Before you send off your resume to a potential employer, you might want to check our resume checklist and make sure you've got everything covered. You can download the checklist here.



Feel like you need more detailed, personalized advice on writing your resume or cover letter, or perhaps some other aspect of your job hunt? Check out our Book-A-Librarian program!


Tailoring Your Resume

You may have created a resume, but in an increasingly competitve job market, writing one resume and sending it to every employer is a sure way of never getting to the interview stage. It’s important that you tailor your application to each employer in order to maximize your chances. In fact, some larger organizations that receive hundreds of resumes will use systems that scan each application for the specified keywords and phrases that they want from an employee. So whilst you may be an excellent  candidate, your application may never hit a real human’s desk if you don’t use the keywords they are looking for. Whilst you don’t have to recreate your resume from scratch with every job application, a few small changes here and there are crucial to your success in finding employment.

Therefore, it’s good to get into the habit of reading the job description, analyzing exactly what the employer is looking for, extracting keywords that they themselves have used, and then ultimately using those words and phrases in your own application. For instance, if the job advertisement says they are looking for a good team player, make sure in your own application that you highlight how you are a team player. 

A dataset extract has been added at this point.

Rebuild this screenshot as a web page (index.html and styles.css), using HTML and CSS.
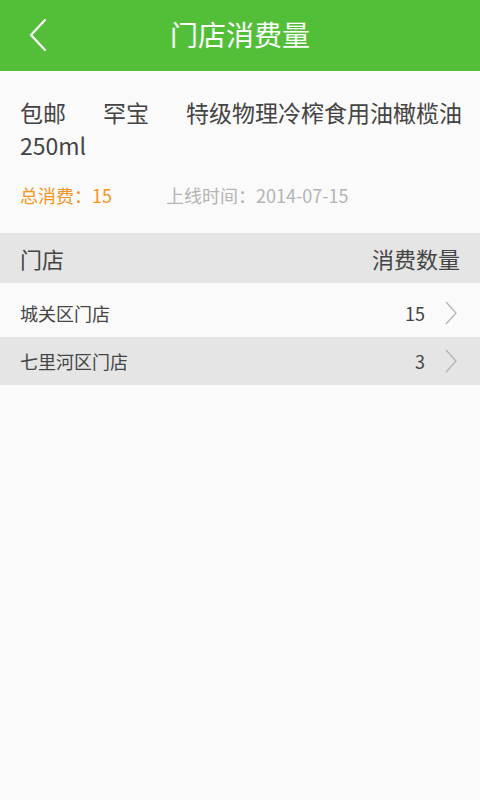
FILE: index.html
```html
<!DOCTYPE html>
<html lang="zh-CN">
<head>
<meta charset="utf-8">
<link rel="stylesheet" href="styles.css">
</head>
<body>
<header class="topbar">
  <span class="back">
    <svg width="20" height="34" viewBox="0 0 20 34"><path d="M17 2 L3 17 L17 32" fill="none" stroke="#fff" stroke-width="2.2" stroke-linecap="round" stroke-linejoin="round"/></svg>
  </span>
  <h1 class="title">门店消费量</h1>
</header>
<section class="product">
  <p class="name"><span class="line"><span class="gap">包邮</span><span class="gap">罕宝</span>特级物理冷榨食用油橄榄油</span><br>250ml</p>
  <div class="meta">
    <span class="total">总消费：15</span>
    <span class="date">上线时间：2014-07-15</span>
  </div>
</section>
<div class="thead">
  <span>门店</span>
  <span>消费数量</span>
</div>
<ul class="rows">
  <li class="row first"><span class="store">城关区门店</span><span class="num">15</span><svg class="chev" width="14" height="24" viewBox="0 0 14 24"><path d="M2 1 L12 12 L2 23" fill="none" stroke="#b5b5b5" stroke-width="1.3"/></svg></li>
  <li class="row alt"><span class="store">七里河区门店</span><span class="num">3</span><svg class="chev" width="14" height="24" viewBox="0 0 14 24"><path d="M2 1 L12 12 L2 23" fill="none" stroke="#b5b5b5" stroke-width="1.3"/></svg></li>
</ul>
</body>
</html>
```
FILE: styles.css
```css
html, body {
  margin: 0;
  padding: 0;
  background: #fafafa;
  font-family: "Noto Sans CJK SC", "Noto Sans", sans-serif;
  color: #444;
}
.topbar {
  height: 71px;
  background: #53bf39;
  display: flex;
  align-items: center;
  justify-content: center;
  position: relative;
}
.back {
  position: absolute;
  left: 28px;
  top: 18px;
  display: flex;
}
.title {
  margin: 0 0 4px;
  font-size: 28px;
  font-weight: normal;
  color: #fff;
  line-height: 1;
}
.product {
  padding: 25px 16px 25px 20px;
}
.name {
  margin: 0;
  font-size: 23px;
  line-height: 33px;
  color: #444;
}
.line {
  white-space: nowrap;
}
.gap {
  margin-right: 37px;
}
.meta {
  margin-top: 20px;
  font-size: 18px;
  line-height: 26px;
  display: flex;
}
.total {
  color: #f7931e;
  width: 146px;
}
.date {
  color: #b4b4b4;
}
.thead {
  height: 50px;
  background: #e5e5e5;
  display: flex;
  justify-content: space-between;
  align-items: center;
  padding: 0 20px;
  font-size: 22px;
  color: #444;
}
.rows {
  list-style: none;
  margin: 0;
  padding: 0;
}
.row {
  height: 48px;
  display: flex;
  align-items: center;
  padding: 0 22px 0 20px;
  font-size: 18px;
  color: #444;
}
.row.first {
  height: 54px;
  padding-top: 6px;
  box-sizing: border-box;
}
.row.alt {
  background: #e5e5e5;
}
.store {
  flex: 1;
}
.num {
  margin-right: 19px;
}
.chev {
  display: block;
}
```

Finding Keywords and Targeting Individual Employers

As mentioned above, identifying keywords that the employer is looking for from it's applicants is not only vital for getting past the automated resume scanning phase, but also impressing the hiring manager when it actually lands on their desk. So how do we do this?

First of all, try scanning the specific job advert you want to apply for. Identify precisely what qualifications and experience they are seeking. Identify what traits the company appears to be looking for, and if there's a recurring word or theme you can detect, such as reliability or precision, make sure you take a note of that and make it clear that those are skills you possess and value highly, because clearly the employer does. For instance, if they say they are looking for someone "that will go above and beyond", putting in your resume that you                                                                 often go "above and beyond" will likely garner good results.

If you feel you aren't able to get a sufficient amount of data from just the job advert, try looking at similar jobs. You can do this by looking in the job section of a newspaper. You can also use a job search engine, you can find links to a few of them here. Look for jobs with a similar role or title to the one you're applying for and see if there is any common phrases or words that pops up consistently. 

Finally, research the company! This is equally important when it comes to the interview stage too, so it's definitely a good idea. Check out the company's website, try to get a feel for the type of company is it, what their corporate culture is like, and what type of person they'd be looking for. For example, if it appears from their website that they pride themselves on how they cultivate their casual, informal and relaxed office atmosphere, make sure in your application that you highlight how your personality would fit well into that sort of environment.


Useful Tips

Use a simple font that’s easy on the eyes and avoid flashy colors. If your resume is too   difficult to read, you risk losing the employer’s interest immediately.

If applicable, make sure to remind the reader of your connection to the company. If someone inside the company referred you to the job, make sure to mention that on the cover letter. If you spoke with the hiring manager on the phone last week, make sure to remind them of that also. It will not only help you stand out, but also build a rapport and become memorable to the person doing the hiring.

When writing a cover letter, try to only mention experience, qualifications and skills you possess that you believe is relevant to the job at hand. The cover letter only has limited space (in order to keep it sufficiently succinct) so it’s important that you are only including information that is pertinent to the job you are applying for.

 On average, a hiring manager will only read a resume for six seconds, which means you need to make a big impact immediately. Make sure to catch their eye by listing your most impressive achievements at the top of your resume, use bullet points to make then distinct and easy to read.